Set task:
Find the word "table" in the data. Return every line where it appears.

Provided data:
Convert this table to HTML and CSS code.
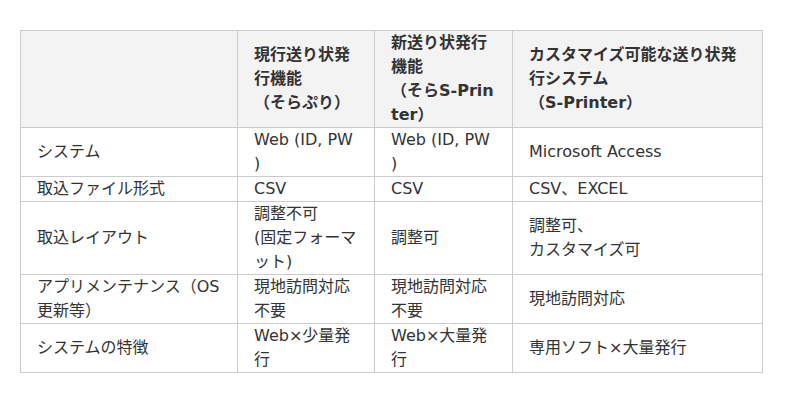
FILE: index.html
```html
<!DOCTYPE html>
<html lang="ja">
<head>
<meta charset="utf-8">
<link rel="stylesheet" href="styles.css">
</head>
<body>
<div class="wrap">
<table class="cmp">
<colgroup>
<col class="c1"><col class="c2"><col class="c3"><col class="c4">
</colgroup>
<thead>
<tr>
<th></th>
<th>現行送り状発行機能<br>（そらぷり）</th>
<th>新送り状発行機能<br>（そらS-Printer）</th>
<th>カスタマイズ可能な送り状発行システム<br>（S-Printer）</th>
</tr>
</thead>
<tbody>
<tr><td>システム</td><td>Web (ID, PW<br>)</td><td>Web (ID, PW<br>)</td><td>Microsoft Access</td></tr>
<tr><td>取込ファイル形式</td><td>CSV</td><td>CSV</td><td>CSV、EXCEL</td></tr>
<tr><td>取込レイアウト</td><td>調整不可<br>(固定フォーマット)</td><td>調整可</td><td>調整可、<br>カスタマイズ可</td></tr>
<tr><td>アプリメンテナンス（OS更新等）</td><td>現地訪問対応不要</td><td>現地訪問対応不要</td><td>現地訪問対応</td></tr>
<tr><td>システムの特徴</td><td>Web×少量発行</td><td>Web×大量発行</td><td>専用ソフト×大量発行</td></tr>
</tbody>
</table>
</div>
</body>
</html>
```
FILE: styles.css
```css
html, body {
  margin: 0;
  padding: 0;
  background: #fff;
}
.wrap {
  padding: 30px 20px;
}
.cmp {
  border-collapse: collapse;
  table-layout: fixed;
  width: 742px;
  font-family: "DejaVu Sans", "Noto Sans CJK JP", sans-serif;
  font-size: 16px;
  line-height: 24px;
  color: #333;
}
.c1 { width: 217px; }
.c2 { width: 137px; }
.c3 { width: 138px; }
.c4 { width: 250px; }
.cmp th, .cmp td {
  border: 1px solid #ccc;
  padding: 0 14px 0 16px;
  vertical-align: middle;
  text-align: left;
  word-break: break-all;
}
.cmp th {
  background: #f3f3f3;
  font-weight: bold;
}
```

Written answer:
Convert this table to HTML and CSS code.
<table class="cmp">
</table>
  table-layout: fixed;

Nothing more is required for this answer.